I think I have to assume that Nikolai would be impossible for me to be close with. This is going to sound awful, but I'm not fond of feeling like I'm not the coolest person in the room, therefore I may have to hate him on principle. He also tends to put people on edge, which can be draining to be around. On the other hand, I am okay with sharing the status of 'coolest person in the room' with other people if I am friends with them, so if we somehow did became friends then maybe we could be pretty good friends? At least until it crashes and burns fantastically and then we hate each other forever.
I would probably become friends with Cailean, but we would never become "best" friends. This is because I'd be willing to pursue his friendship to a degree, but while he wants friendship, he also requires the other person to keep pursuing him while not crossing too many boundaries too fast in order to get close to him. And I just wouldn't put the energy into doing that.
I could also be friends with Deka, but best friends still seems unlikely. Deka likes people but tends to hold them at a distance, for different reasons than Cailean does, and again, I probably wouldn't put the energy into getting close to them. I would just eye them sometimes and wish that I was cool enough to talk to them more.
Elsie would be a little easier. She makes herself easier to talk to and pulls you into her orbit, so she doesn't require as much energy as some of the others. She's also less intense than Nikolai and more likely to set you at ease, making her easier to hang out with casually. However, she has some flaws that would probably bother me majorly, so it's hard to say how long our friendship would last.
Vivietta, hmm... Vivietta is hard to get close to because of... well, how she is. Assuming circumstances worked out to where we ended up becoming friends in the first place, I think she would be a strong contender for a best friend honestly. Once you get past her defensive exterior, I think something about her exudes a sense of sincerity (and rage) that most of the others probably lack. You can tell she's hiding things, but she would probably still feel like someone you can trust.
So, short answer, I guess Elsie and Vivietta?
Vivietta is both my worst enemy and my best friend. Context is key. XD
Green: Pencil, typewriter, or computer?
These days, definitely a computer, but maybe I shouldn't be so quick to rely on it.
When I was in high school, I did all of my fanfic writing by hand on lined paper and then typed it up/edited it when I got home. It's easy to do that way when you're in school because you can just sit in class writing fanfiction and it looks like you're attentively taking notes. (Also, all my writing got a light editing pass because of this, which probably made it better-- but it was still absolutely atrocious. I physically can't make myself read it.) I was incredibly prolific! At the peak of my productivity, I was able to update four different stories, a chapter apiece, daily. (How do I regain that power?! Well, if it means exchanging for the quality of 17-year-old me, I guess I'll stick with being slow...)

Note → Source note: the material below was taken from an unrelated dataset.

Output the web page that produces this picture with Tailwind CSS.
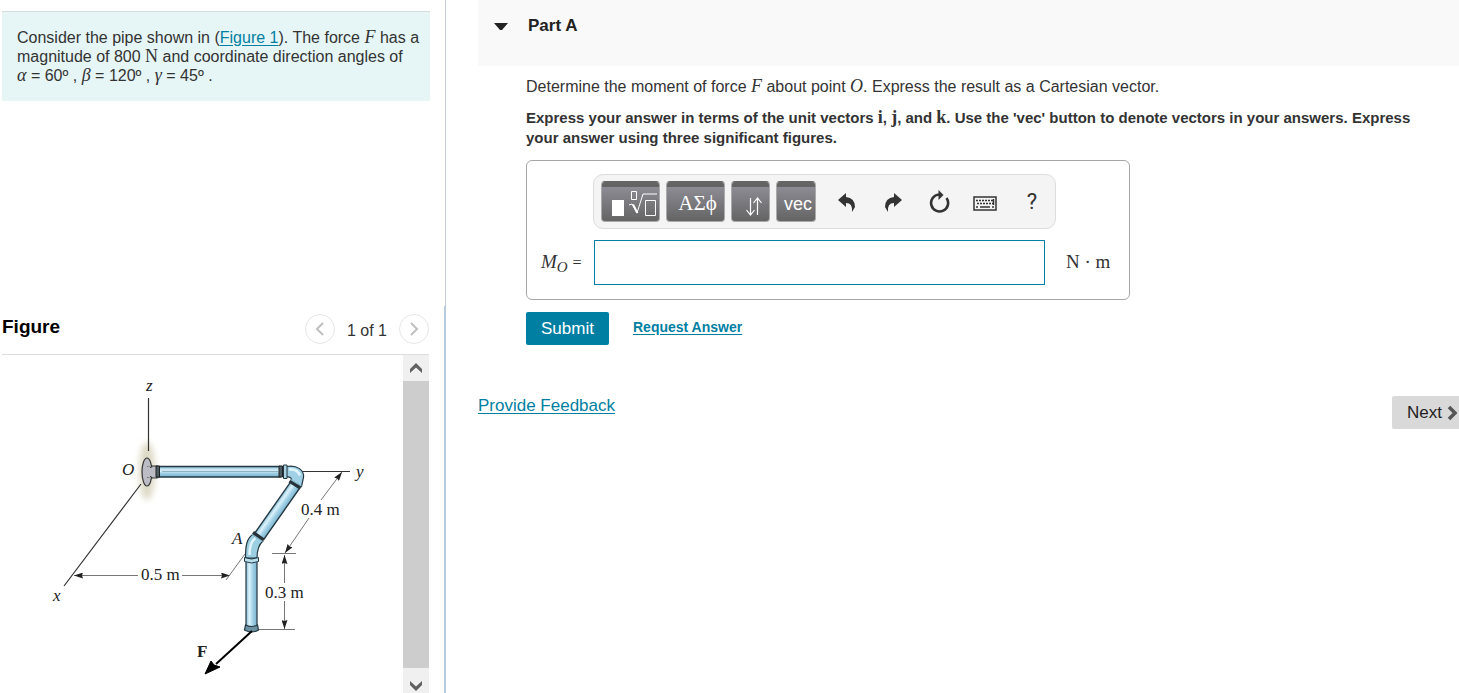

These days, I can't stand using pencil and paper to write. I'm out of practice, I suppose-- I press the pencil too hard against the paper. My hand begins to ache. I want to change a line or rearrange some sentences and I have to erase erase erase to make it happen. That being said, probably writing by hand forces us to let go of a tiny bit of that desire to get it "perfect" the first time, as long as we reassure ourselves that it's fine to just make a note of what you want to
change and edit it on the computer later. They say you should edit on a hard copy of your writing, and maybe that's why-- it removes the ability to change things on the fly instead of focusing on the editing process. (Not to mention, not being able to rely on spellcheck makes your ability to spell improve, since you have to practice thinking about it, and I can tell that my spelling ability has suffered in the last decade!)
That being said, I'm not sure I could adapt so easily to writing on paper again! Whenever I have to do it, I crave to use a keyboard. The thought of wanting a keyboard fills my mind, pushing out all thoughts of actually writing. I feel like it might be worth grabbing a notebook and forcing myself to use it in a place where I don't have access to a computer, and see what happens.